“Segmenti” in 5against4

In some respects, Giulio Aldinucci & Francis M. Gri‘s new five-part collaboration Segmenti explores a parallel soundworld. Again, there’s a meditative depth of space (no short durations this time), though the emphasis here is on pitched rather than noise-based materials. Partly for this reason Segmenti approaches closer to the world of ambient music, Aldinucci and Gri creating beautiful large-form swatches of gossamer. There’s an interesting contrasting sense of perspective displayed in these pieces. ‘Anchor’ behaves in an aloof way, its droney texture, moving from a lower to a higher registral emphasis, is ostensibly light but sufficiently dense that it’s hard to know where or on what to focus. However, this is no bad thing, inviting a rapt listening focus that’s able to move freely through its wealth of details. Dronal elements recur elsewhere; in ‘Divisi’ the duo creates a fixed pitch centre that sounds distinctly sun-kissed, motes and particles of sound swirling around it, and which is twice subjected to impressive swells from within.
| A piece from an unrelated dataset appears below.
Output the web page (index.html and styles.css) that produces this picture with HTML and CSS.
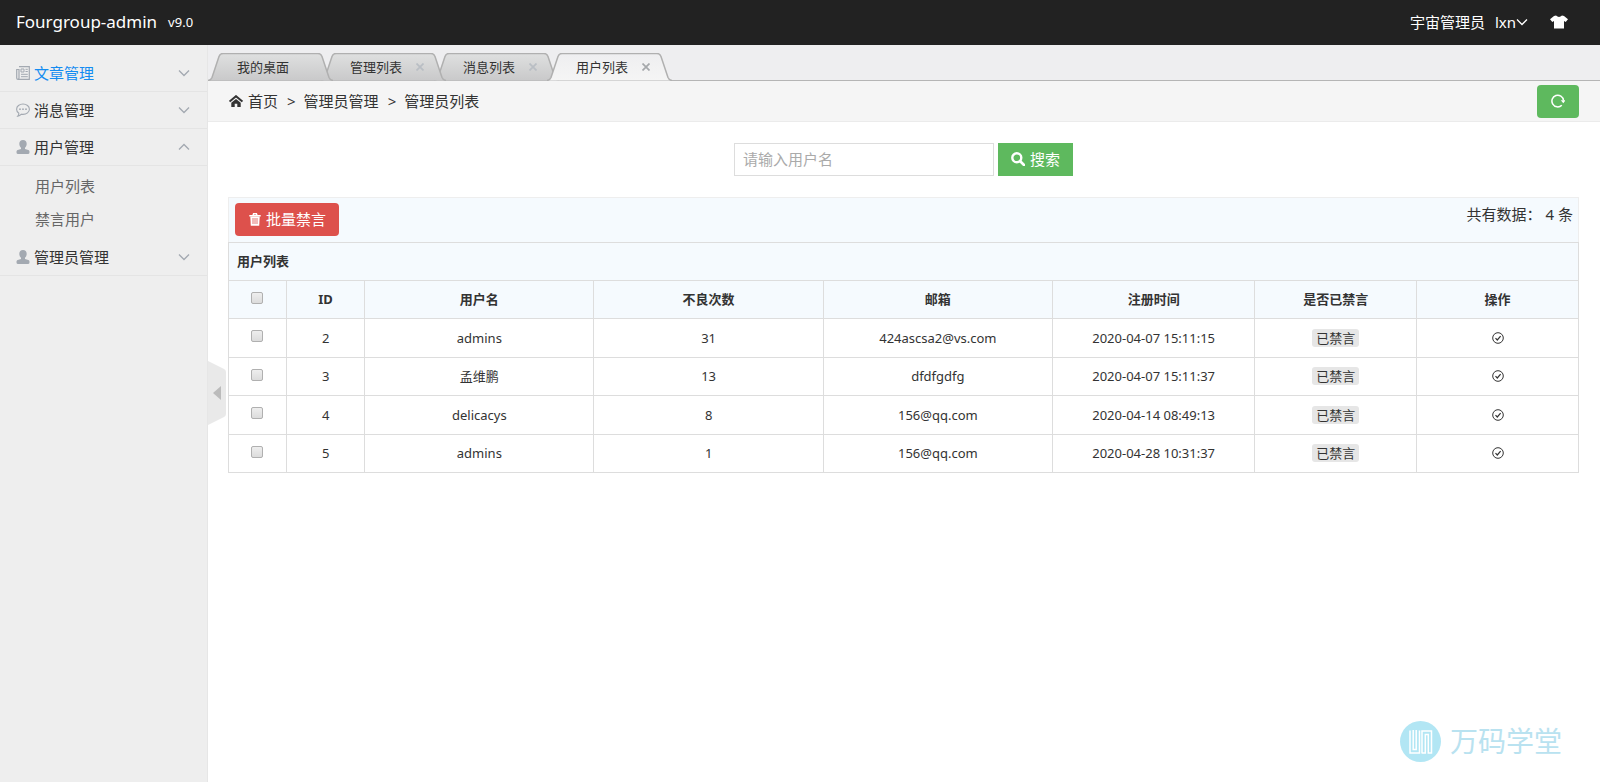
FILE: index.html
```
<!DOCTYPE html>
<html lang="zh-CN">
<head>
<meta charset="utf-8">
<title>Fourgroup-admin v9.0</title>
<link rel="stylesheet" href="styles.css">
</head>
<body>
<svg class="sprite" aria-hidden="true">
  <symbol id="i-down" viewBox="0 0 12 12"><path d="M1 3.5l5 5 5-5" fill="none" stroke="currentColor" stroke-width="1.3"/></symbol>
  <symbol id="i-up" viewBox="0 0 12 12"><path d="M1 8.5l5-5 5 5" fill="none" stroke="currentColor" stroke-width="1.3"/></symbol>
  <symbol id="i-user" viewBox="0 0 14 14"><path d="M7 0c2.300 0 3.700 1.600 3.700 3.800 0 1.600-.7 3.100-1.700 4v1.100l3.300 1.200c.9.400 1.200 1 1.200 1.900 0 1.300-.3 2-1.300 2H1.800c-1 0-1.300-.7-1.300-2 0-.9.300-1.500 1.200-1.900L5 8.900V7.800c-1-.9-1.700-2.400-1.700-4C3.300 1.600 4.700 0 7 0z" fill="currentColor"/></symbol>
  <symbol id="i-x" viewBox="0 0 8 8"><path d="M.5 .5l7 7M7.500 .5L.5 7.500" fill="none" stroke="currentColor" stroke-width="1.700"/></symbol>
  <symbol id="i-check" viewBox="0 0 12 12"><circle cx="6" cy="6" r="5.300" fill="none" stroke="currentColor"/><path d="M3.500 6.200l1.800 1.800 3.300-3.800" fill="none" stroke="currentColor" stroke-width="1.200"/></symbol>
  <symbol id="i-tab" viewBox="0 0 125 28"><path d="M0 27.500Q3 27 4 24.500L11 3.500Q12 .5 15 .5H110Q113 .5 114 3.500L121 24.500Q122 27 125 27.500" stroke="#b0b0b0" stroke-width="1.500"/></symbol>
</svg>
<svg class="sprite" aria-hidden="true"><defs>
  <linearGradient id="g-tab" x1="0" y1="0" x2="0" y2="1"><stop offset="0" stop-color="#dfe0e0"/><stop offset="1" stop-color="#c9c9ca"/></linearGradient>
  <linearGradient id="g-active" x1="0" y1="0" x2="0" y2="1"><stop offset="0" stop-color="#eeeef0"/><stop offset="1" stop-color="#f5f5f5"/></linearGradient>
</defs></svg>

<header class="navbar">
  <a class="logo" href="#">Fourgroup-admin</a>
  <span class="version">v9.0</span>
  <nav class="userbar">
    <span>宇宙管理员</span>
    <a class="account" href="#">lxn<svg class="icon12"><use href="#i-down"/></svg></a>
    <a class="skin" href="#" aria-label="换肤"><svg width="18" height="14" viewBox="0 0 18 14"><path d="M6 .6Q9 3.200 12 .6L14 .9 18 4.300 15.700 7 14 5.900V13.400H4V5.900L2.300 7 0 4.300 4 .9z" fill="#fff"/></svg></a>
  </nav>
</header>

<div class="shell">
  <aside class="sidebar">
    <a class="menu-head current" href="#">
      <svg class="icon14" viewBox="0 0 14 14"><path d="M3 .7h10.300v12.600H2Q.7 13.300.7 12V3.500H3V12q0 1.300-1.200 1.300" fill="none" stroke="currentColor" stroke-width="1.200"/><path d="M5 3h3v3H5zM9.500 3.300h2.300M9.500 5.500h2.300M5 8.300h6.800M5 10.700h6.800" fill="none" stroke="currentColor"/></svg>
      <span>文章管理</span><svg class="icon12"><use href="#i-down"/></svg>
    </a>
    <a class="menu-head" href="#">
      <svg class="icon14" viewBox="0 0 14 14"><path d="M7 1c3.500 0 6.400 2.300 6.400 5.200S10.500 11.400 7 11.400q-.8 0-1.600-.2Q3.800 13 1.800 13.200q1.200-1.300 1-2.900Q.6 8.700.6 6.200C.6 3.300 3.500 1 7 1z" fill="none" stroke="currentColor" stroke-width="1.100"/><circle cx="4" cy="6.200" r=".9" fill="currentColor"/><circle cx="7" cy="6.200" r=".9" fill="currentColor"/><circle cx="10" cy="6.200" r=".9" fill="currentColor"/></svg>
      <span>消息管理</span><svg class="icon12"><use href="#i-down"/></svg>
    </a>
    <a class="menu-head" href="#">
      <svg class="icon14"><use href="#i-user"/></svg>
      <span>用户管理</span><svg class="icon12"><use href="#i-up"/></svg>
    </a>
    <ul class="submenu">
      <li><a href="#">用户列表</a></li>
      <li><a href="#">禁言用户</a></li>
    </ul>
    <a class="menu-head" href="#">
      <svg class="icon14"><use href="#i-user"/></svg>
      <span>管理员管理</span><svg class="icon12"><use href="#i-down"/></svg>
    </a>
  </aside>

  <main class="main">
    <button class="collapse" type="button" aria-label="收起菜单"><svg width="18" height="64" viewBox="0 0 18 64"><path d="M0 0L16 8Q18 9 18 11V53Q18 55 16 56L0 64z" fill="#e9e9e9"/><path d="M5 32l8-7v14z" fill="#bbb"/></svg></button>

    <ul class="tabs">
      <li class="tab"><svg class="tab-shape"><use href="#i-tab"/></svg><span class="tab-label">我的桌面</span></li>
      <li class="tab"><svg class="tab-shape"><use href="#i-tab"/></svg><span class="tab-label">管理列表<button type="button" class="tab-close" aria-label="关闭"><svg><use href="#i-x"/></svg></button></span></li>
      <li class="tab"><svg class="tab-shape"><use href="#i-tab"/></svg><span class="tab-label">消息列表<button type="button" class="tab-close" aria-label="关闭"><svg><use href="#i-x"/></svg></button></span></li>
      <li class="tab active"><svg class="tab-shape"><use href="#i-tab"/></svg><span class="tab-label">用户列表<button type="button" class="tab-close" aria-label="关闭"><svg><use href="#i-x"/></svg></button></span></li>
    </ul>

    <nav class="breadcrumb">
      <svg width="14" height="12" viewBox="0 0 14 12"><path d="M.6 6.600L7 1.200l6.400 5.400" fill="none" stroke="#333" stroke-width="2"/><path d="M2.300 7.800L7 3.900l4.700 3.900V12H8.300V8.700H5.700V12H2.300z" fill="#333"/></svg>
      <span class="home">首页</span><span class="sep">&gt;</span><span>管理员管理</span><span class="sep">&gt;</span><span>管理员列表</span>
      <a class="refresh" href="#" aria-label="刷新"><svg width="14" height="14" viewBox="0 0 14 14"><path d="M10.800 11.200A5.800 5.800 0 1 1 12.500 6.500" fill="none" stroke="#fff" stroke-width="1.500"/><path d="M9.800 6.200H14.500L12.300 9.300z" fill="#fff"/></svg></a>
    </nav>

    <section class="page">
      <form class="search">
        <input type="text" placeholder="请输入用户名" aria-label="用户名">
        <button type="button"><svg width="14" height="14" viewBox="0 0 14 14"><circle cx="5.800" cy="5.800" r="4.500" fill="none" stroke="#fff" stroke-width="2.400"/><path d="M9 9l4 4" stroke="#fff" stroke-width="2.600" stroke-linecap="round"/></svg>搜索</button>
      </form>

      <div class="toolbar">
        <button class="danger" type="button"><svg width="12" height="13" viewBox="0 0 12 13"><path d="M.3 2.800h11.400M4 2.500L4.600.8h2.800L8 2.500" fill="none" stroke="#fff" stroke-width="1.500"/><path d="M1.300 3.500h9.400l-.5 9.200H1.800z" fill="#fff"/><path d="M4 5v6M6 5v6M8 5v6" stroke="#dd514c" stroke-width=".8"/></svg>批量禁言</button>
        <span class="total">共有数据：&nbsp;<b>4</b> 条</span>
      </div>

      <table class="grid">
        <colgroup><col class="c-check"><col class="c-id"><col class="c-wide"><col class="c-wide"><col class="c-wide"><col class="c-time"><col class="c-state"><col class="c-state"></colgroup>
        <thead>
          <tr><th class="title" colspan="8">用户列表</th></tr>
          <tr><th><input type="checkbox" aria-label="全选"></th><th>ID</th><th>用户名</th><th>不良次数</th><th>邮箱</th><th>注册时间</th><th>是否已禁言</th><th>操作</th></tr>
        </thead>
        <tbody>
          <tr><td><input type="checkbox" aria-label="选择 2"></td><td>2</td><td>admins</td><td>31</td><td>424ascsa2@vs.com</td><td>2020-04-07 15:11:15</td><td><span class="label">已禁言</span></td><td><a href="#" aria-label="启用"><svg class="icon12"><use href="#i-check"/></svg></a></td></tr>
          <tr><td><input type="checkbox" aria-label="选择 3"></td><td>3</td><td>孟维鹏</td><td>13</td><td>dfdfgdfg</td><td>2020-04-07 15:11:37</td><td><span class="label">已禁言</span></td><td><a href="#" aria-label="启用"><svg class="icon12"><use href="#i-check"/></svg></a></td></tr>
          <tr><td><input type="checkbox" aria-label="选择 4"></td><td>4</td><td>delicacys</td><td>8</td><td>156@qq.com</td><td>2020-04-14 08:49:13</td><td><span class="label">已禁言</span></td><td><a href="#" aria-label="启用"><svg class="icon12"><use href="#i-check"/></svg></a></td></tr>
          <tr><td><input type="checkbox" aria-label="选择 5"></td><td>5</td><td>admins</td><td>1</td><td>156@qq.com</td><td>2020-04-28 10:31:37</td><td><span class="label">已禁言</span></td><td><a href="#" aria-label="启用"><svg class="icon12"><use href="#i-check"/></svg></a></td></tr>
        </tbody>
      </table>
    </section>
  </main>
</div>

<div class="watermark">
  <svg width="41" height="41" viewBox="0 0 41 41"><circle cx="20.500" cy="20.500" r="20.500" fill="#b2e6f4"/><path d="M10 9.500V32h9.500V9.500M13.200 9v19.500h3V9M22 32.500V10h9.500v22h-3.200V13.500h-3V32H22" fill="none" stroke="#fff" stroke-width="1.500"/></svg>
  <span>万码学堂</span>
</div>
</body>
</html>
```
FILE: styles.css
```
* { box-sizing: border-box; }
body {
  margin: 0;
  min-height: 100vh;
  display: flex;
  flex-direction: column;
  position: relative;
  background: #fff;
  color: #333;
  font: 15px/22px "Noto Sans", "Noto Sans CJK SC", sans-serif;
}
a { color: inherit; text-decoration: none; }
ul { margin: 0; padding: 0; list-style: none; }
button, input { font: inherit; margin: 0; }
svg { display: block; flex: none; }
.sprite { position: absolute; width: 0; height: 0; }
.icon12 { width: 12px; height: 12px; }
.icon14 { width: 14px; height: 14px; }

.navbar {
  display: flex;
  align-items: center;
  height: 45px;
  padding: 0 32px 2px 16px;
  background: #222;
  color: #fff;
}
.logo { font-size: 17px; }
.version { margin-left: 11px; font-size: 13px; }
.userbar { display: flex; align-items: center; gap: 10px; margin-left: auto; }
.account { display: flex; align-items: center; }
.skin { margin-left: 12px; }

.shell { flex: 1; display: flex; }
.sidebar {
  flex: none;
  width: 208px;
  padding-top: 10px;
  background: #eee;
  border-right: 1px solid #e6e6e6;
}
.menu-head {
  display: flex;
  align-items: center;
  height: 37px;
  padding: 0 17px 0 16px;
  border-bottom: 1px solid #e4e4e4;
  color: #333;
}
.menu-head svg { color: #a3a9b1; }
.menu-head span { flex: 1; margin-left: 4px; }
.current span { color: #148cf1; }
.submenu { padding: 4px 0 3px 35px; color: #666; }
.submenu a { display: block; line-height: 33px; }

.main { flex: 1; min-width: 0; position: relative; }
.collapse {
  position: absolute;
  left: 0;
  top: 316px;
  padding: 0;
  border: 0;
  background: none;
}
.tabs {
  display: flex;
  height: 36px;
  padding-top: 8px;
  background: #eeeef0;
  border-bottom: 1px solid #b5b5b5;
}
.tab { display: grid; width: 125px; height: 28px; position: relative; z-index: 3; }
.tab + .tab { margin-left: -12px; z-index: 2; }
.tab + .tab + .tab { z-index: 1; }
.tab + .tab.active { z-index: 4; }
.tab-shape { grid-area: 1 / 1; width: 125px; height: 28px; fill: url(#g-tab); }
.active .tab-shape { fill: url(#g-active); }
.tab-label {
  grid-area: 1 / 1;
  display: flex;
  align-items: center;
  gap: 14px;
  padding-left: 29px;
  font-size: 13px;
}
.tab-close { padding: 0; border: 0; background: none; color: #b9bec4; }
.tab-close svg { width: 8px; height: 8px; }
.active .tab-close { color: #a5a8ab; }

.breadcrumb {
  display: flex;
  align-items: center;
  height: 41px;
  padding: 0 21px 0 21px;
  background: #f5f5f5;
  border-bottom: 1px solid #ebebeb;
}
.home { margin-left: 5px; }
.sep { margin: 0 8px 0 9px; }
.refresh {
  display: grid;
  place-items: center;
  width: 42px;
  height: 33px;
  margin-left: auto;
  border-radius: 4px;
  background: #5eb95e;
}

.page { padding: 21px 21px 20px 20px; }
.search { display: flex; justify-content: center; gap: 4px; margin-bottom: 21px; }
.search input {
  width: 260px;
  height: 33px;
  padding: 0 8px 1px;
  border: 1px solid #ddd;
  color: #333;
}
.search input::placeholder { color: #aaa; }
.search button, .danger {
  display: flex;
  align-items: center;
  gap: 5px;
  height: 33px;
  padding: 0 13px 1px;
  border: 0;
  color: #fff;
  background: #5eb95e;
}
.toolbar {
  display: flex;
  justify-content: space-between;
  align-items: flex-start;
  padding: 5px 5px 5px 6px;
  height: 45px;
  background: #f5fafe;
  border: 1px solid #eee;
  border-bottom: 0;
}
.danger { border-radius: 4px; padding: 0 13px 1px 14px; background: #dd514c; }
.total { line-height: 22px; }
.total b { font-weight: 400; }

.grid {
  width: 100%;
  height: 231px;
  table-layout: fixed;
  border-collapse: collapse;
  font-size: 13px;
  line-height: 20px;
}
.grid th, .grid td { height: 38px; padding: 0 8px; border: 1px solid #ddd; text-align: center; }
.grid th { padding-bottom: 1px; background: #f5fafe; font-weight: 700; }
.grid .title { text-align: left; }
.grid svg { margin: 0 auto; }
.c-check { width: 4.300%; }
.c-id { width: 5.800%; }
.c-wide { width: 17%; }
.c-time { width: 15%; }
.c-state { width: 12%; }
.grid input {
  appearance: none;
  display: block;
  width: 12px;
  height: 12px;
  margin: 0 auto 3px;
  border: 1px solid #b0b0b0;
  border-radius: 2px;
  background: linear-gradient(#eee, #dcdcdc);
}
.label {
  display: inline-block;
  padding: 0 4px;
  border-radius: 3px;
  background: #e6e6e6;
  line-height: 18px;
}

.watermark {
  position: absolute;
  right: 38px;
  bottom: 20px;
  display: flex;
  align-items: center;
  gap: 9px;
  color: #b9e2f0;
  font-size: 28px;
  line-height: 41px;
}
```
It ultimately reduces to a cycling, drifting mass, very slowly subsiding in a transfixed process of slow dissolution. If noise features anywhere, it’s in the third track, ‘Magma’, where heavily reverbed piano notes are approached by a gritty cloud texture that coalesces around them. Gradually this becomes encrusted with content such that individual details becomes secondary to the by now seething accumulated mass. Though clearly much too intense to be described as peaceful, it nonetheless retains an idyllic quality due to never really becoming abrasive.

In their own way, each of these five pieces undergoes a unique form of slow-burn, and this is especially clear in the opening two pieces. ‘Remnants’, like ‘Anchor’, is initially vague and distant, though over time clarifies to form an exquisitely pretty sound object seemingly slowly turning in space. Around two-thirds of the way through, Gri and Aldinucci push it forward, revealing a number of texturally differentiated strata. ‘Faglie’ is arguably the album’s high point, a 14-minute shape-shifter that moves at an almost glacial pace, initially placing the gentlest of emphases on small harmonic shifts (including an ostensible, deeply buried perfect cadence). It sounds as though a melody is going to materialise, but instead, having bobbed around in the middleground for a time, the piece opens out into a warm ambient field with glimpses of a female voice singing somewhere deep within. Even more so than in ‘Divisi’, the music becomes entranced, entering a state of ecstasy, simultaneously delicate yet seemingly continuing to strengthen while it remains essentially static. Considering this is Aldinucci and Gri’s first collaboration, Segmenti is a magnificent achievement. It’s released on Gri’s own label Krysalisound, available on CD and digital from their Bandcamp site.